I placed my cable receptacle in the anchor locker and it works great and is very convenient.  It has been there three years now and it still works great.  If corrosion builds up on it, I'll replace the $0.50 connector I used and go on my way for another 4-5+ years.  You do have to take the front panel off to install it, but it doesn't take long.  I ran the cable back to the nav station where the TV is located.  I have had no problem with water or corrosion. 
#28
Main Message Board / Re: clay vs. duct tape
April 16, 2010, 12:06:17 PM
Thanks for the input.  I ordered both backing plates, I figure if the "new" one fits, great, I have a spare backing plate for another stanchion, if the new one doesn't fit, I will drill out the "old" version of the backing plate to create a place for the vent and a lucky, post 1990, C34 owner will get a free backing plate. :thumb:
#29
Main Message Board / Re: clay vs. duct tape
April 16, 2010, 10:15:01 AM
Lance,

You are correct, it does appear Catalina Direct sells the backing places.  Thanks!  And they are cheap, $5.95.

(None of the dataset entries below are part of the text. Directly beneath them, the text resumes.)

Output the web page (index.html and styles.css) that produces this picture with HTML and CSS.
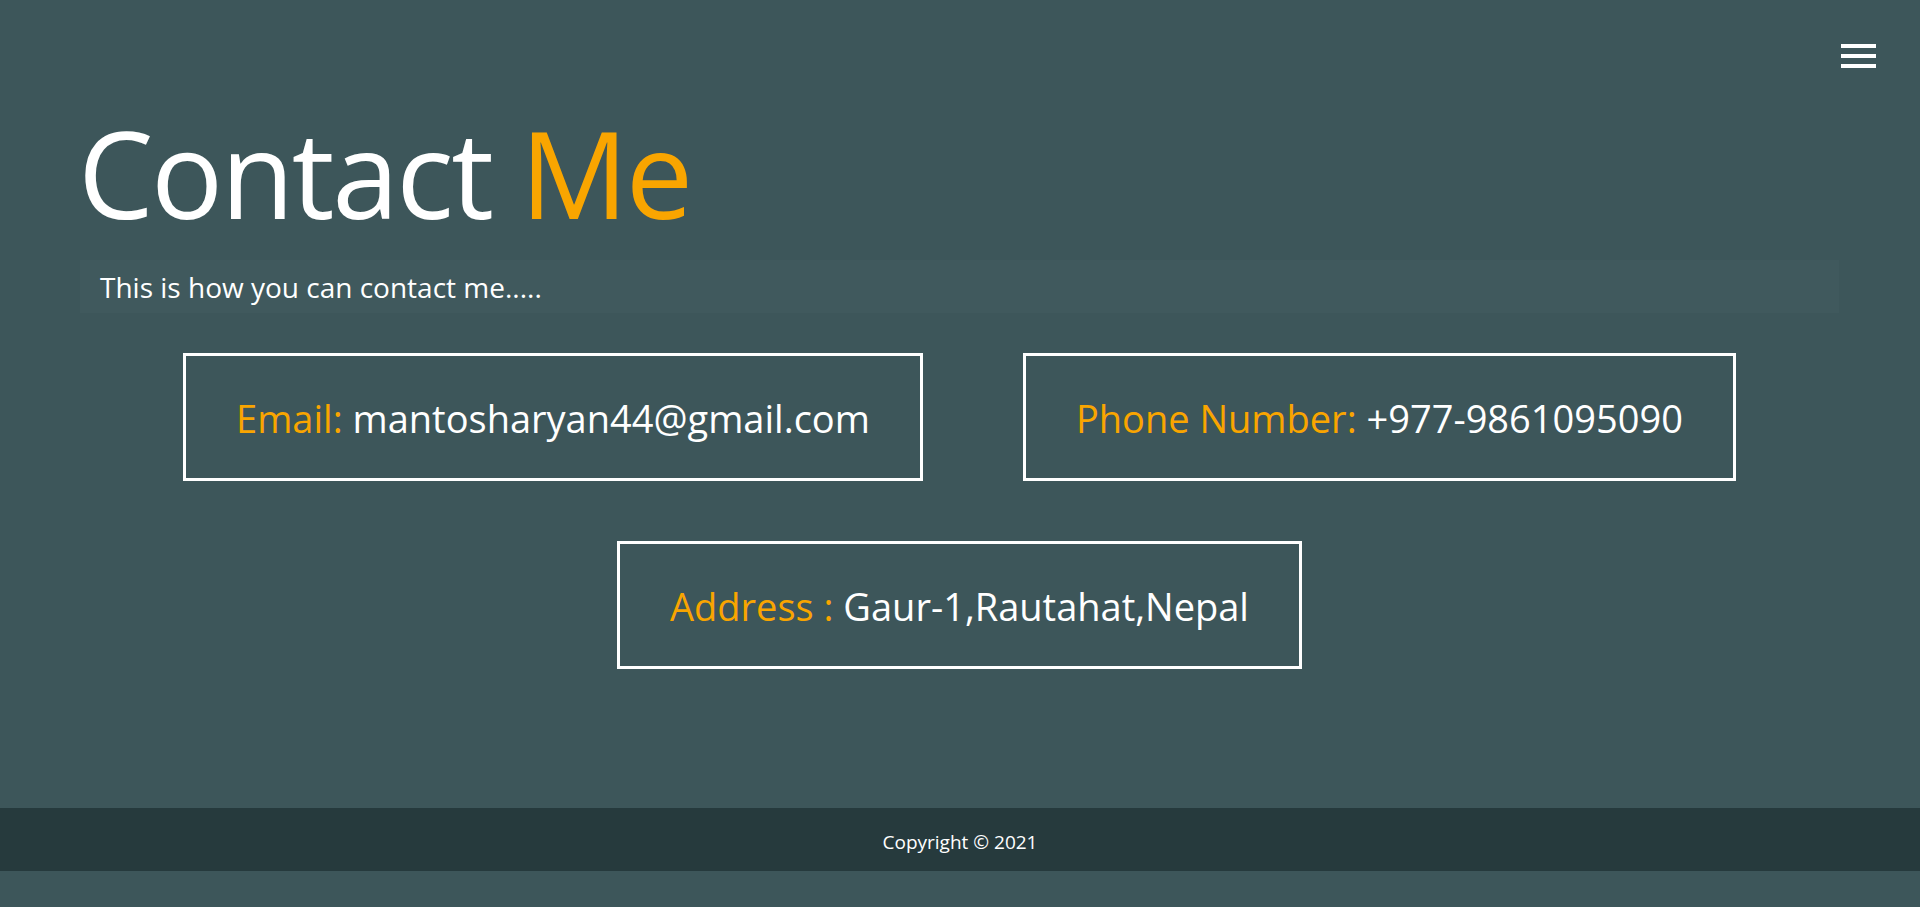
FILE: index.html
```html
<!DOCTYPE html>
<html lang="en">
<head>
<meta charset="utf-8">
<title>Contact Me</title>
<link rel="stylesheet" href="styles.css">
</head>
<body>
<header class="topbar">
  <button class="menu" aria-label="Menu">
    <span class="menu-bar"></span>
    <span class="menu-bar"></span>
    <span class="menu-bar"></span>
  </button>
</header>
<main class="contact">
  <h1 class="title">Contact <span class="accent">Me</span></h1>
  <p class="lead">This is how you can contact me.....</p>
  <div class="cards">
    <div class="row">
      <div class="card"><span class="accent">Email:</span> mantosharyan44@gmail.com</div>
      <div class="card"><span class="accent">Phone Number:</span> +977-9861095090</div>
    </div>
    <div class="row">
      <div class="card"><span class="accent">Address :</span> Gaur-1,Rautahat,Nepal</div>
    </div>
  </div>
</main>
<footer class="footer">Copyright © 2021</footer>
</body>
</html>
```
FILE: styles.css
```css
html, body {
  margin: 0;
  padding: 0;
  background: #3d565a;
}
body {
  font-family: "Open Sans", "Noto Sans", sans-serif;
  color: #ffffff;
}
.accent {
  color: #f9a500;
}
.topbar {
  display: flex;
  justify-content: flex-end;
  padding: 44px 44px 0 0;
}
.menu {
  display: flex;
  flex-direction: column;
  gap: 6px;
  padding: 0;
  margin: 0;
  border: 0;
  background: transparent;
  cursor: pointer;
}
.menu-bar {
  display: block;
  width: 35px;
  height: 4px;
  background: #ffffff;
}
.contact {
  padding: 0 81px 0 80px;
}
.title {
  margin: 45px 0 0 -2px;
  font-size: 120px;
  line-height: 120px;
  font-weight: 400;
  letter-spacing: -2.5px;
}
.lead {
  margin: 27px 0 0 0;
  height: 53px;
  padding: 1px 20px 0;
  box-sizing: border-box;
  background: #40595d;
  font-size: 28px;
  line-height: 52px;
}
.cards {
  display: flex;
  flex-direction: column;
  gap: 60px;
  margin-top: 40px;
}
.row {
  display: flex;
  justify-content: center;
  gap: 100px;
}
.card {
  border: 3px solid #ffffff;
  padding: 37px 50px 35px;
  font-size: 38px;
  line-height: 50px;
  white-space: nowrap;
}
.footer {
  margin-top: 139px;
  height: 63px;
  box-sizing: border-box;
  padding-top: 5px;
  background: #263a3d;
  text-align: center;
  font-size: 19px;
  line-height: 58px;
}
```
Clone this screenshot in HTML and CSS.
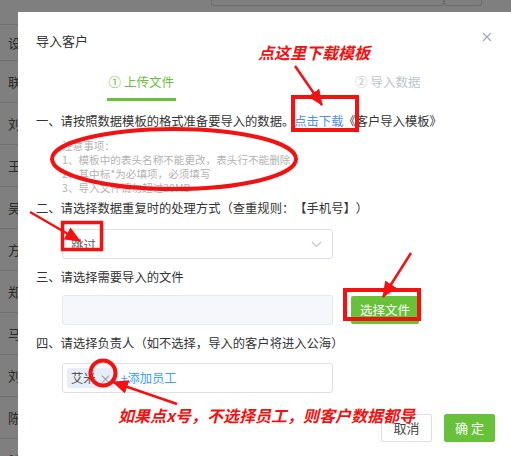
FILE: index.html
```html
<!DOCTYPE html>
<html lang="zh-CN">
<head>
  <meta charset="UTF-8">
  <meta name="viewport" content="width=device-width, initial-scale=1.0">
  <title>导入客户</title>
  <link rel="stylesheet" href="styles.css">
</head>
<body>

<div class="page">
  <div class="topbar">
    <div class="tool wide"></div>
    <div class="tool"></div>
  </div>
  <div class="row head">设置</div>
  <div class="row">联系人</div>
  <div class="row">刘强</div>
  <div class="row">王芳</div>
  <div class="row">吴敏</div>
  <div class="row">方涛</div>
  <div class="row">郑磊</div>
  <div class="row">马丽</div>
  <div class="row">刘洋</div>
  <div class="row">陈静</div>
  <div class="row">18812345678</div>
</div>

<div class="dialog">
  <div class="dialog-header">
    <span class="dialog-title">导入客户</span>
    <svg class="close" width="10" height="10" viewBox="0 0 10 10">
      <path d="M1 1 L9 9 M9 1 L1 9" stroke="#a3a8b8" stroke-width="1.2" fill="none"/>
    </svg>
  </div>

  <div class="steps">
    <div class="step"><span class="step-label active">① 上传文件</span></div>
    <div class="step"><span class="step-label">② 导入数据</span></div>
  </div>

  <div class="dialog-body">
    <div class="line first">一、请按照数据模板的格式准备要导入的数据。<span class="link">点击下载</span>《客户导入模板》</div>
    <div class="notes">
      <div>注意事项：</div>
      <div>1、模板中的表头名称不能更改，表头行不能删除</div>
      <div>2、其中标*为必填项，必须填写</div>
      <div>3、导入文件请勿超过20MB</div>
    </div>

    <div class="line second">二、请选择数据重复时的处理方式（查重规则：【手机号】）</div>
    <div class="select">
      <span>跳过</span>
      <svg width="11" height="7" viewBox="0 0 11 7">
        <path d="M1 1 L5.5 5.5 L10 1" stroke="#c0c4cc" stroke-width="1.1" fill="none"/>
      </svg>
    </div>

    <div class="line">三、请选择需要导入的文件</div>
    <div class="file-row">
      <div class="file-box"></div>
      <div class="btn-file">选择文件</div>
    </div>

    <div class="line">四、请选择负责人（如不选择，导入的客户将进入公海）</div>
    <div class="tag-box">
      <span class="tag">艾米<span class="tag-x">×</span></span>
      <span class="add">+添加员工</span>
    </div>
  </div>

  <div class="dialog-footer">
    <div class="btn btn-cancel">取消</div>
    <div class="btn btn-ok">确 定</div>
  </div>
</div>

<div class="annot">
  <svg width="511" height="456" viewBox="0 0 511 456">
    <defs>
      <marker id="head" markerUnits="userSpaceOnUse" markerWidth="16" markerHeight="14" refX="15" refY="7" orient="auto">
        <path d="M0 0 L16 7 L0 14 Z" fill="#f21212"/>
      </marker>
    </defs>
    <g stroke="#f21212" fill="none">
      <rect x="293" y="97" width="64" height="33" stroke-width="4"/>
      <ellipse cx="174" cy="159" rx="122" ry="30" stroke-width="4"/>
      <rect x="62.5" y="222.5" width="39" height="27" stroke-width="3.5"/>
      <rect x="345" y="290" width="74" height="29" stroke-width="4"/>
      <circle cx="103" cy="373" r="12.5" stroke-width="4"/>
      <line x1="295" y1="66" x2="322" y2="105" stroke-width="2.5" marker-end="url(#head)"/>
      <line x1="30" y1="212" x2="80" y2="241" stroke-width="2.5" marker-end="url(#head)"/>
      <line x1="411" y1="253" x2="383" y2="297" stroke-width="2.5" marker-end="url(#head)"/>
      <line x1="177" y1="404" x2="113" y2="382" stroke-width="2.5" marker-end="url(#head)"/>
    </g>
  </svg>
  <span class="note-text top">点这里下载模板</span>
  <span class="note-text bottom">如果点x号，不选择员工，则客户数据都导</span>
</div>

</body>
</html>
```

FILE: styles.css
```css
body { margin: 0; width: 511px; height: 456px; overflow: hidden; background: #7f7f7f; font-family: "Noto Sans CJK SC", "Noto Sans", sans-serif; text-spacing-trim: space-all; }

.page { width: 511px; }
.topbar { height: 24px; display: flex; justify-content: flex-end; padding-right: 29px; }
.tool { width: 36px; height: 5px; border: 1px solid #6c6c6c; border-top: none; border-radius: 0 0 3px 3px; }
.tool.wide { width: 231px; }
.row { height: 41px; line-height: 41px; border-top: 1px solid #717171; padding-left: 8px; font-size: 13px; color: #2b2b2b; white-space: nowrap; }
.row.head { height: 35px; line-height: 35px; }

.dialog { position: absolute; left: 18px; top: 12px; width: 493px; height: 460px; background: #fff; color: #3a3a3a; }
.dialog-header { display: flex; justify-content: space-between; align-items: flex-start; padding: 20px 19px 0 18px; }
.dialog-title { font-size: 13px; line-height: 18px; color: #333; }
.close { display: block; }

.steps { display: flex; margin-top: 18px; }
.step { flex: 1; text-align: center; }
.step-label { display: inline-block; font-size: 12.5px; line-height: 18px; padding: 0 2px 7px; color: #c0c4cc; border-bottom: 3px solid transparent; }
.step-label.active { color: #67c23a; border-bottom-color: #67c23a; }

.dialog-body { padding: 0 18px; }
.line { font-size: 12.3px; line-height: 18px; color: #333; white-space: nowrap; margin-top: 9px; }
.line.first { margin-top: 11px; }
.line.second { margin-top: 4px; }
.link { color: #4f8cf0; }

.notes { margin: 9px 0 0 26px; font-size: 10.6px; line-height: 14px; color: #b3b3b3; }

.select { box-sizing: border-box; width: 271px; height: 30px; margin: 12px 0 0 26px; padding: 0 10px 0 8px; border: 1px solid #dcdfe6; border-radius: 3px; display: flex; align-items: center; justify-content: space-between; font-size: 12.5px; color: #606266; }
.select svg { display: block; }

.file-row { display: flex; align-items: center; margin: 9px 0 0 26px; }
.file-box { box-sizing: border-box; width: 271px; height: 30px; background: #f5f7fa; border: 1px solid #e4e7ed; border-radius: 3px; }
.btn-file { width: 68px; height: 28px; line-height: 28px; margin-left: 18px; background: #67c23a; color: #fff; text-align: center; font-size: 12.5px; border-radius: 2px; }

.tag-box { box-sizing: border-box; width: 271px; height: 30px; margin: 11px 0 0 26px; padding-left: 4px; border: 1px solid #dcdfe6; border-radius: 3px; display: flex; align-items: center; font-size: 12.3px; }
.tag { display: flex; align-items: center; height: 20px; padding: 0 4px; background: #e7eef9; color: #555; border-radius: 2px; }
.tag-x { margin-left: 4px; color: #909399; font-size: 12px; }
.add { margin-left: 5px; color: #409eff; }

.dialog-footer { display: flex; justify-content: flex-end; gap: 12px; padding-right: 16px; margin-top: 21px; }
.btn { box-sizing: border-box; width: 51px; height: 28px; line-height: 26px; text-align: center; font-size: 13px; border-radius: 2px; }
.btn-cancel { border: 1px solid #dcdfe6; color: #444; }
.btn-ok { border: 1px solid #67c23a; background: #67c23a; color: #fff; }

.annot { position: absolute; left: 0; top: 0; width: 511px; height: 456px; pointer-events: none; }
.annot svg { display: block; }
.note-text { position: absolute; font-size: 16px; line-height: 20px; font-weight: 700; font-style: italic; color: #f21212; white-space: nowrap; }
.note-text.top { left: 258px; top: 42px; }
.note-text.bottom { left: 118px; top: 405px; }
```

http://www.catalinadirect.com/index.cfm?fuseaction=product.display&product_ID=1068

It says the bolt pattern changed sometime around 1990 and that the vented backing plate is for the newer vented stanchion model.  Has anyone modified this to fit the older stanchion model?  The picture shows multiple holes, but I am not sure if this is to accommodate both versions or of there is another reason?
#30
Main Message Board / Re: clay vs. duct tape
April 16, 2010, 07:19:43 AM
Last weekend I began the holding tank vent stanchion project, over drilled, removed any wet core, and filled.  I used duct tape and it worked pretty well, a very small amount came out.  That being said, two questions:

1.  Before I head to the boat, what size is the vent that goes through the deck?  I need to buy the bit before I get to the boat.

2.  Jim, how did you order backing plates, did you have to call Garhauser?  Were they a stock item, or did they already have a pattern and simply made them?  What did they cost, not too much on a boat has many meanings?